In an article published by Elite Daily, writer Alexandra Strickler explained how a reading from a psychic medium named MaryAnn DiMarco made her “question” her “years of atheism.” And whenever someone makes a claim like that, it’s worth looking at the story with a skeptical eye…
First, let me clarify that Strickler (presumably) still identifies as an atheist. In fact, it doesn’t even seem like she believes in psychics. She writes in her conclusion:
So, coming out on the other side of my reading with DiMarco, I don’t suddenly believe in the all-knowing power of all psychics, nor do I suddenly believe deceased loved ones are guiding me through life.
But, I do believe some people are more intuitive than others, and with the right dedication to that craft, you can harness it to help other people navigate this world, which is exactly what DiMarco is doing.
Let’s get the obvious question out of the way: Can you be an atheist who also believes in psychics? Sure. It’s not out of the question to dismiss God while believing in other supernatural ideas, including ghosts, Heaven, and karma. That’s not to say those beliefs are rational, but that it’s possible. The only requirement for atheism is that you don’t believe in deities.
Strickler appears to be in that group of atheists who believes in psychics from the start. She writes in the beginning of her article that she believes “in a general concept of energies out there in the universe.” Whatever that means. (It sounds like a kind of pseudoscience related to the misnamed “Law of Attraction.”)
I believe that, as human beings, our thoughts and our “vibes,” if you will, play some part in the overall workings of the universe. They make shit happen, even if I’m not entirely sure how they make shit happen.
Despite my skepticism about DiMarco’s line of work, I still went into the reading feeling utterly terrified. I may not believe in this stuff, but like most people, I am afraid of the unknown.
So Strickler was already primed to believe; she was ready for someone to fill in the blanks in her beliefs and make them make more sense.
Ultimately, Strickler didn’t become a believer, but she said that she was was “speechless” and “seriously freaked” out by her reading with DiMarco.
Here’s why she shouldn’t have been, and why you shouldn’t be either should you decide to undergo a psychic reading.

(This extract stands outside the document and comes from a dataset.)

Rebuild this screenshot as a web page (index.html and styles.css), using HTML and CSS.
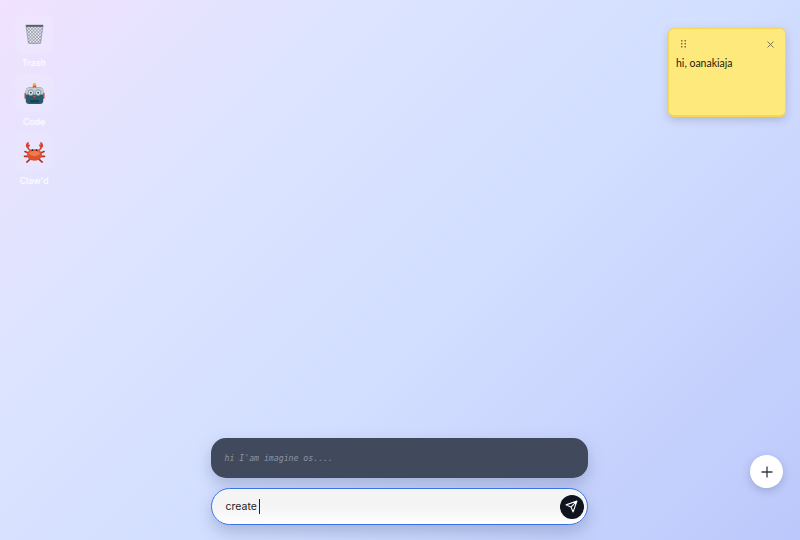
FILE: index.html
```html
<!DOCTYPE html>
<html lang="en">
<head>
    <meta charset="UTF-8">
    <meta name="viewport" content="width=device-width, initial-scale=1.0">
    <title>imagine os</title>
    <link rel="stylesheet" href="styles.css">
</head>
<body>
    <div class="desktop-icons">
        <div class="desktop-icon">
            <div class="icon-tile">
                <svg width="21" height="22" viewBox="0 0 24 24">
                    <defs>
                        <pattern id="mesh" width="2.6" height="2.6" patternUnits="userSpaceOnUse" patternTransform="rotate(45)">
                            <rect width="2.6" height="2.6" fill="#e6e8f2"/>
                            <path d="M0 0H2.6M0 0V2.6" stroke="#6f7682" stroke-width="1"/>
                        </pattern>
                    </defs>
                    <path d="M2.5 3.5H21.5L19 22.5Q12 23.6 5 22.5Z" fill="url(#mesh)" stroke="#6c7480" stroke-width=".6"/>
                    <path d="M2 1.500H22V3.800H2Z" fill="#5b626c"/>
                </svg>
            </div>
            <div class="icon-label">Trash</div>
        </div>
        <div class="desktop-icon">
            <div class="icon-tile">
                <svg width="21" height="23" viewBox="0 0 24 26">
                    <circle cx="12" cy="3" r="2" fill="#f1b52c"/>
                    <rect x="10" y="4" width="4" height="3" fill="#d8533f"/>
                    <rect x="0.5" y="12" width="3" height="7" rx="1" fill="#c6563f"/>
                    <rect x="20.500" y="12" width="3" height="7" rx="1" fill="#c6563f"/>
                    <rect x="2" y="6" width="20" height="19" rx="4" fill="#29596b"/>
                    <path d="M2 10a4 4 0 0 1 4-4H18a4 4 0 0 1 4 4v4H2Z" fill="#c3ced4"/>
                    <circle cx="7.800" cy="12" r="3.200" fill="#dfe7ea" stroke="#6d8a96" stroke-width="1"/>
                    <circle cx="16.200" cy="12" r="3.200" fill="#dfe7ea" stroke="#6d8a96" stroke-width="1"/>
                    <circle cx="7.800" cy="12" r="1.100" fill="#27414e"/>
                    <circle cx="16.200" cy="12" r="1.100" fill="#27414e"/>
                    <circle cx="12" cy="16.500" r="1.200" fill="#d8533f"/>
                    <path d="M7 20.500H17V23H7Z" fill="#173e4c"/>
                </svg>
            </div>
            <div class="icon-label">Code</div>
        </div>
        <div class="desktop-icon">
            <div class="icon-tile">
                <svg width="23" height="23" viewBox="0 0 24 24" fill="none" stroke-linecap="round">
                    <path d="M7 13 2 11M7 16 1.500 16M8 18.500 4 22M17 13 22 11M17 16 22.500 16M16 18.500 20 22" stroke="#b5301c" stroke-width="1.700"/>
                    <path d="M9 10C5 9 4 6 5 3M15 10C19 9 20 6 19 3" stroke="#c9351f" stroke-width="1.500"/>
                    <path d="M6 1C2.500 1.500 2 6.500 5 7.500 7 6 7.500 5 7 3.500L5.500 4.500Z" fill="#d8412a"/>
                    <path d="M18 1C21.500 1.500 22 6.500 19 7.500 17 6 16.500 5 17 3.500L18.500 4.500Z" fill="#d8412a"/>
                    <ellipse cx="12" cy="14.500" rx="8" ry="6" fill="#e2512f"/>
                    <ellipse cx="12" cy="13" rx="5.500" ry="2.800" fill="#f0794d"/>
                    <circle cx="9.800" cy="9.500" r="1" fill="#2a1a14"/>
                    <circle cx="14.200" cy="9.500" r="1" fill="#2a1a14"/>
                </svg>
            </div>
            <div class="icon-label">Claw'd</div>
        </div>
    </div>

    <div class="note">
        <div class="note-head">
            <svg class="note-grip" width="6" height="9" viewBox="0 0 6 9" fill="#77704a">
                <rect x="0" y="0" width="1.500" height="1.500"/><rect x="3.500" y="0" width="1.500" height="1.500"/>
                <rect x="0" y="3" width="1.500" height="1.500"/><rect x="3.500" y="3" width="1.500" height="1.500"/>
                <rect x="0" y="6" width="1.500" height="1.500"/><rect x="3.500" y="6" width="1.500" height="1.500"/>
            </svg>
            <svg width="7" height="7" viewBox="0 0 7 7" stroke="#6b6545" stroke-width="0.900"><path d="M.5.500 6.500 6.500M6.500.500.500 6.500"/></svg>
        </div>
        <div class="note-text">hi, oanakiaja</div>
    </div>

    <div class="chat">
        <div class="chat-bubble">hi I'am imagine os....</div>
        <div class="chat-input">
            <span class="chat-value">create</span><span class="caret"></span>
            <button class="send-btn">
                <svg width="13" height="13" viewBox="0 0 24 24" fill="none" stroke="#fff" stroke-width="2" stroke-linejoin="round" stroke-linecap="round">
                    <path d="M22 2 11 13M22 2 15 22 11 13 2 9Z"/>
                </svg>
            </button>
        </div>
    </div>

    <button class="add-btn">
        <svg width="12" height="12" viewBox="0 0 12 12" stroke="#333a45" stroke-width="1.300"><path d="M6 .5V11.500M.5 6H11.500"/></svg>
    </button>
</body>
</html>
```

FILE: styles.css
```css
* {
    box-sizing: border-box;
}

html, body {
    height: 100%;
}

body {
    margin: 0;
    overflow: hidden;
    font-family: Inter, "Liberation Sans", sans-serif;
    background: linear-gradient(135deg, #f1e2fe 0%, #dce4ff 28%, #d3dfff 55%, #bcc8fb 100%);
    display: flex;
    flex-direction: column;
    justify-content: flex-end;
    align-items: center;
}

.desktop-icons {
    position: absolute;
    left: 15px;
    top: 15px;
    display: flex;
    flex-direction: column;
    gap: 7px;
}

.desktop-icon {
    width: 38px;
    display: flex;
    flex-direction: column;
    align-items: center;
}

.icon-tile {
    width: 38px;
    height: 38px;
    border-radius: 8px;
    background: rgba(255, 255, 255, 0.1);
    display: flex;
    align-items: center;
    justify-content: center;
}

.icon-label {
    margin-top: 5px;
    height: 9px;
    line-height: 9px;
    font-size: 9px;
    color: #fff;
    opacity: 0.9;
    white-space: nowrap;
    text-shadow: 0 0 3px rgba(255, 255, 255, 0.6);
}

.note {
    position: absolute;
    left: 668px;
    top: 28px;
    width: 118px;
    height: 89px;
    padding: 11px 11px 8px 7px;
    background: #fee97c;
    border: 1px solid #f6d653;
    border-bottom-width: 2px;
    border-radius: 6px;
    box-shadow: 0 3px 8px rgba(90, 90, 120, 0.28);
}

.note-head {
    display: flex;
    justify-content: space-between;
    align-items: center;
    padding-left: 5px;
}

.note-text {
    margin-top: 7px;
    font-family: Lato, sans-serif;
    font-size: 10.5px;
    line-height: 14px;
    color: #1d1a10;
}

.chat {
    width: 377px;
    margin-right: 2px;
    margin-bottom: 15px;
    display: flex;
    flex-direction: column;
    gap: 10px;
}

.chat-bubble {
    height: 40px;
    padding-left: 14px;
    display: flex;
    align-items: center;
    background: #414a5c;
    border-radius: 15px;
    font-family: "DejaVu Sans Mono", monospace;
    font-style: italic;
    font-size: 8.2px;
    color: #8d94a0;
    box-shadow: 0 7px 16px rgba(90, 105, 150, 0.35);
}

.chat-input {
    height: 37px;
    padding: 0 3px 0 14px;
    display: flex;
    align-items: center;
    background: linear-gradient(180deg, #f4f4f5 0%, #f5f5f6 55%, #ffffff 100%);
    border: 1.5px solid #3b73e4;
    border-radius: 19px;
    box-shadow: 0 7px 16px rgba(90, 105, 150, 0.35);
}

.chat-value {
    font-size: 10.5px;
    color: #1b1d22;
}

.caret {
    width: 1px;
    height: 15px;
    margin-left: 2px;
    background: #222;
}

.send-btn {
    margin-left: auto;
    width: 24px;
    height: 24px;
    padding: 0;
    border: none;
    border-radius: 50%;
    background: #10141f;
    display: flex;
    align-items: center;
    justify-content: center;
}

.add-btn {
    position: absolute;
    left: 750px;
    top: 455px;
    width: 33px;
    height: 33px;
    padding: 0;
    border: none;
    border-radius: 50%;
    background: #fff;
    box-shadow: 0 3px 8px rgba(80, 90, 130, 0.3);
    display: flex;
    align-items: center;
    justify-content: center;
}
```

- DiMarco, like most psychics, seems like an intuitive person who knows how to read people. This is a common trait for those who use cold and hot reading tactics to trick unsuspecting customers because it makes inane observations seem significant and relevant. While it might sound amazing to unsuspecting victims, it’s all part of the game for parlor-trick psychics.
A conversation with DiMarco feels eerily like speaking to someone you’ve known for a really long time. It felt like I was reconnecting with an old friend or a long-lost family member. She was warm, she was passionate, and she knew way more about me than I ever expected her to.

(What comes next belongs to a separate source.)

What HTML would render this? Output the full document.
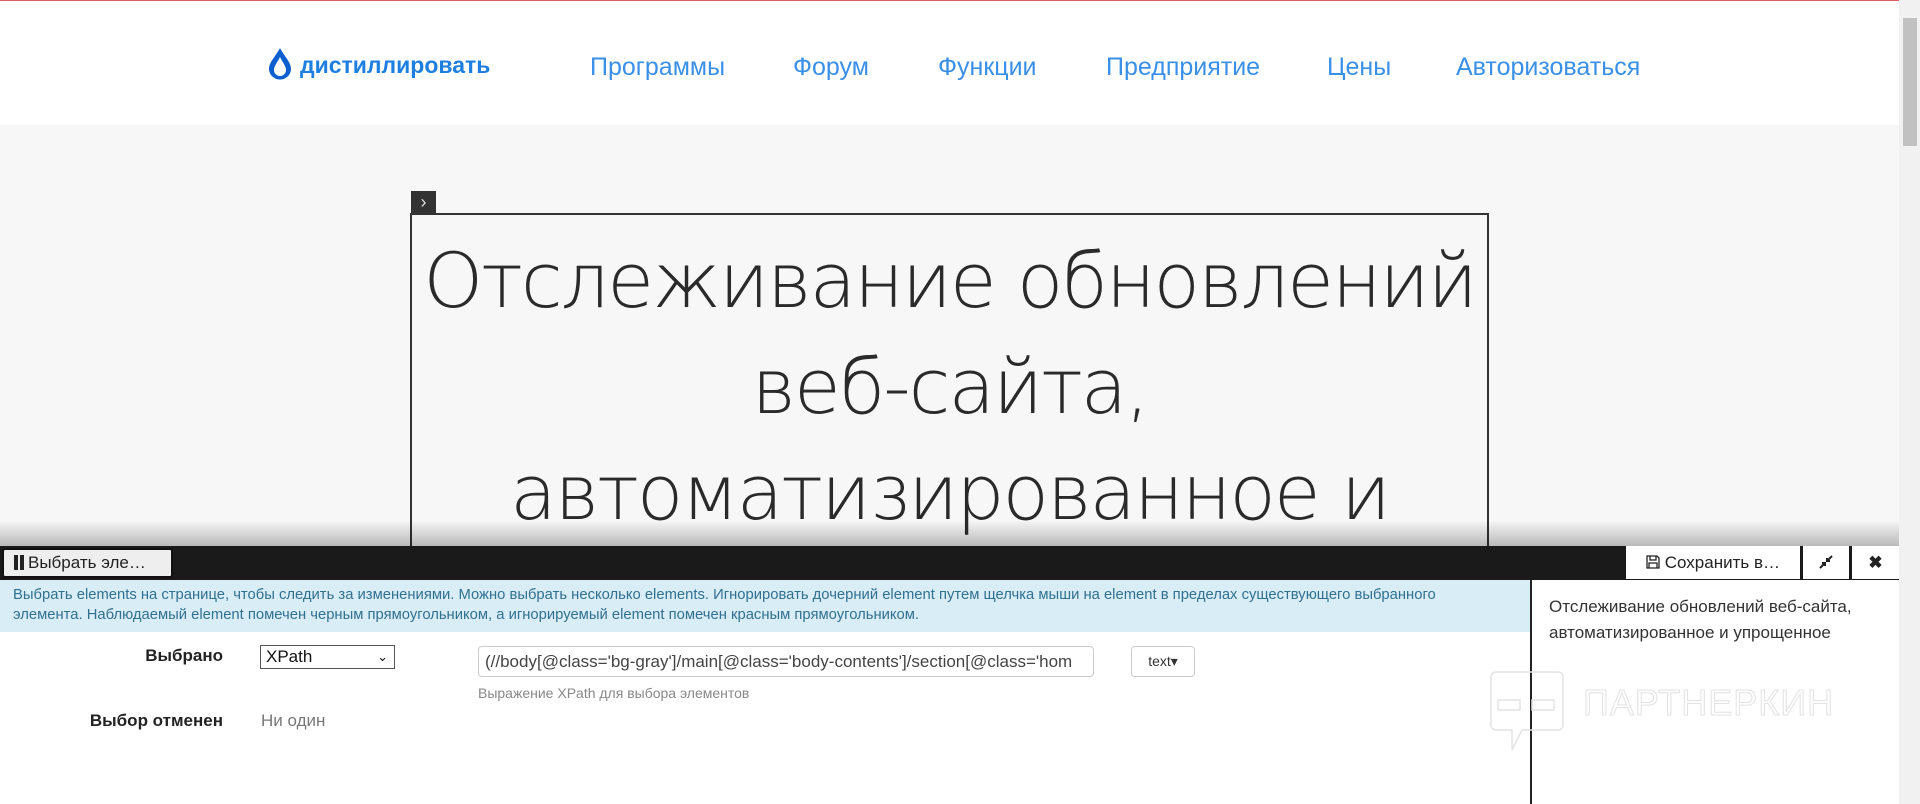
<!DOCTYPE html>
<html><head><meta charset="utf-8">
<style>
*{box-sizing:border-box;margin:0;padding:0}
html,body{width:1920px;height:804px;overflow:hidden}
body{background:#f7f7f7;font-family:"Liberation Sans",sans-serif;position:relative}
.topline{position:absolute;left:0;top:0;width:1920px;height:1px;background:#e06060}
.header{position:absolute;left:0;top:1px;width:1899px;height:124px;background:#fff}
.logo{position:absolute;left:268px;top:45px;height:34px;display:flex;align-items:center}
.logo span{font-size:23px;font-weight:bold;color:#1e7fe0;margin-left:8px;margin-top:4px}
.nav a{position:absolute;top:52px;font-size:25px;color:#3a8fe6;text-decoration:none;white-space:nowrap}
.scroll{position:absolute;left:1899px;top:0;width:21px;height:804px;background:#f1f1f1}
.thumb{position:absolute;left:1903px;top:18px;width:14px;height:128px;background:#c1c1c1}
.chev{position:absolute;left:411px;top:191px;width:25px;height:23px;background:#333;color:#ddd;font-size:18px;text-align:center;line-height:23px}
.box{position:absolute;left:410px;top:213px;width:1079px;height:400px;border:2px solid #333;border-bottom:none}
.h1{position:absolute;left:412px;top:228px;width:1075px;text-align:center;font-family:"DejaVu Sans",sans-serif;font-size:76px;line-height:106px;color:#2a2a2a;font-weight:200;white-space:nowrap;letter-spacing:-2px}
.shadow{position:absolute;left:0;top:520px;width:1899px;height:26px;background:linear-gradient(rgba(0,0,0,0),rgba(0,0,0,.25))}
.panel{position:absolute;left:0;top:546px;width:1899px;height:258px;background:#fff}
.bar{position:absolute;left:0;top:0;width:1899px;height:34px;background:#1a1a1a}
.btn1{position:absolute;left:2px;top:2px;width:171px;height:30px;background:#eee;border:2px solid #111;border-radius:3px;font-size:17px;color:#222;line-height:26px;padding-left:10px}
.pause{display:inline-block;width:4px;height:15px;background:#222;margin-right:2px;vertical-align:-2px}
.rbtn{position:absolute;top:0;height:33px;background:#fff;font-size:17px;color:#222;line-height:33px;text-align:center}
.info{position:absolute;left:0;top:34px;width:1530px;height:52px;background:#d9edf7;color:#31708f;font-size:14.8px;line-height:20px;padding:5px 0 0 13px;white-space:nowrap}
.right{position:absolute;left:1530px;top:34px;width:369px;height:224px;border-left:2px solid #222;padding:14px 0 0 17px;font-size:17px;line-height:26px;color:#333}
.lbl{position:absolute;font-size:17px;font-weight:bold;color:#222;text-align:right;width:223px;left:0}
.sel{position:absolute;left:260px;top:99px;width:135px;height:24px;border:1px solid #555;font-size:17px;line-height:22px;padding-left:5px;color:#111}
.inp{position:absolute;left:478px;top:100px;width:616px;height:31px;border:1px solid #ccc;border-radius:4px;font-size:17px;line-height:29px;padding-left:6px;color:#444;overflow:hidden;white-space:nowrap}
.tb{position:absolute;left:1131px;top:100px;width:64px;height:31px;border:1px solid #ccc;border-radius:4px;font-size:14px;line-height:29px;text-align:center;color:#333}
.help{position:absolute;left:478px;top:139px;font-size:14px;color:#888}
.wm{position:absolute;left:1583px;top:682px;font-size:36px;color:transparent;-webkit-text-stroke:1px #e2e2e2;letter-spacing:1px}
</style></head><body>
<div class="topline"></div>
<div class="header">
 <div class="logo"><svg width="24" height="33" viewBox="0 0 24 33"><path d="M12 1 C8 9 1 15 1 22 A11 10.5 0 0 0 23 22 C23 15 16 9 12 1Z M12 10 C9 16 6 19 6 23 A6 6 0 0 0 18 23 C18 19 15 16 12 10Z" fill="#0b5fd1" fill-rule="evenodd"/></svg><span>дистиллировать</span></div>
 <div class="nav">
  <a style="left:590px">Программы</a><a style="left:793px">Форум</a><a style="left:938px">Функции</a><a style="left:1106px">Предприятие</a><a style="left:1327px">Цены</a><a style="left:1456px">Авторизоваться</a>
 </div>
</div>
<div class="scroll"></div><div class="thumb"></div>
<div class="chev">&#8250;</div>
<div class="box"></div>
<div class="h1">Отслеживание обновлений<br>веб-сайта,<br>автоматизированное и</div>
<div class="shadow"></div>
<div class="panel">
 <div class="bar">
  <div class="btn1"><span class="pause"></span><span class="pause" style="margin-right:4px"></span>Выбрать эле…</div>
  <div class="rbtn" style="left:1626px;width:174px"><svg width="14" height="14" viewBox="0 0 14 14" style="vertical-align:-1px"><path d="M1 1H11L13 3V13H1Z M4 1V5H10V1 M3 13V8H11V13" fill="none" stroke="#222" stroke-width="1.3"/></svg> Сохранить в…</div>
  <div class="rbtn" style="left:1803px;width:46px"><svg width="16" height="16" viewBox="0 0 16 16" style="vertical-align:-2px"><path d="M2 14L7 9M4 9H7V12M14 2L9 7M9 4V7H12" fill="none" stroke="#222" stroke-width="2"/></svg></div>
  <div class="rbtn" style="left:1852px;width:47px;font-weight:bold">&#10006;</div>
 </div>
 <div class="info">Выбрать elements на странице, чтобы следить за изменениями. Можно выбрать несколько elements. Игнорировать дочерний element путем щелчка мыши на element в пределах существующего выбранного<br>элемента. Наблюдаемый element помечен черным прямоугольником, а игнорируемый element помечен красным прямоугольником.</div>
 <div class="right">Отслеживание обновлений веб-сайта,<br>автоматизированное и упрощенное</div>
 <div class="lbl" style="top:100px">Выбрано</div>
 <div class="sel">XPath<span style="position:absolute;right:6px;top:0;font-size:13px">&#8964;</span></div>
 <div class="inp">(//body[@class='bg-gray']/main[@class='body-contents']/section[@class='hom</div>
 <div class="tb">text&#9662;</div>
 <div class="help">Выражение XPath для выбора элементов</div>
 <div class="lbl" style="top:165px">Выбор отменен</div>
 <div style="position:absolute;left:261px;top:165px;font-size:17px;color:#777">Ни один</div>
</div>
<svg style="position:absolute;left:1490px;top:670px" width="75" height="90" viewBox="0 0 75 90"><path d="M6 2H68A5 5 0 0 1 73 7V55A5 5 0 0 1 68 60H32L22 80V60H6A5 5 0 0 1 1 55V7A5 5 0 0 1 6 2Z M8 30H30V40H8Z M42 30H64V40H42Z" fill="none" stroke="#e4e4e4" stroke-width="1.5"/></svg>
<div class="wm">ПАРТНЕРКИН</div>
</body></html>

- Psychics like DiMarco rely on our human tendency to interpret seemingly random statements within our own mindset and relate them to our life experiences. In this case, the psychic classified Strickler as an “empath” and said she’d be “interested” to see her “in a really crowded room.” She added, “I wonder if sometimes you’re like, ‘Why do I not want to stand near so-and-so?’” Not only was DiMarco describing a common behavior for most people, but she was also linking it to her client’s supposed emotional connection to people. Strickler interpreted this differently, but took the bait nonetheless.
DiMarco was beyond accurate about this. I tend to feel extremely overwhelmed in a crowded room, and then subsequently drained after most social interactions. However, I’ve always personally chalked it up to social anxiety, or me being an introverted person.
But, it’s interesting to reexamine my introverted personality under the psychic medium’s interpretation of me. It’s almost as if DiMarco was confirming something I already knew about myself, and helping me reframe that in a different context.
- DiMarco, like almost every alleged medium, used common knowledge and statistics to make safe bets about her client’s life. She guessed, for example, that the writer “had aspirations of writing a book one day” and that she had a family member who struggled with “addiction.” Crazy, right?!
For example, she knew about one of my family member’s struggles with addiction, even though I’ve only discussed this with a small handful of people close to me.
She also knew about the distance between my mother and one of my brothers, and she described me as a “gift” to my mother.
We don’t know how many predictions were “misses.” We only know which ones struck a chord with Strickler. We also don’t know if the medium had a chance to learn anything about Strickler before their meeting (via Google or elsewhere). It’s also not weird to suggest there are rifts in a family or that a child is the apple of her mother’s eye.
DiMarco went on to predict that Strickler loves “the sounds of nature” and that she has “vivid dreams.” Really, who doesn’t?
I’m unimpressed, and this story certainly didn’t make me question my atheism. Strickler would be wise to use the skepticism that guides her thinking about religion to the medium. Would she have felt any differently if a pastor said similar things in a sermon?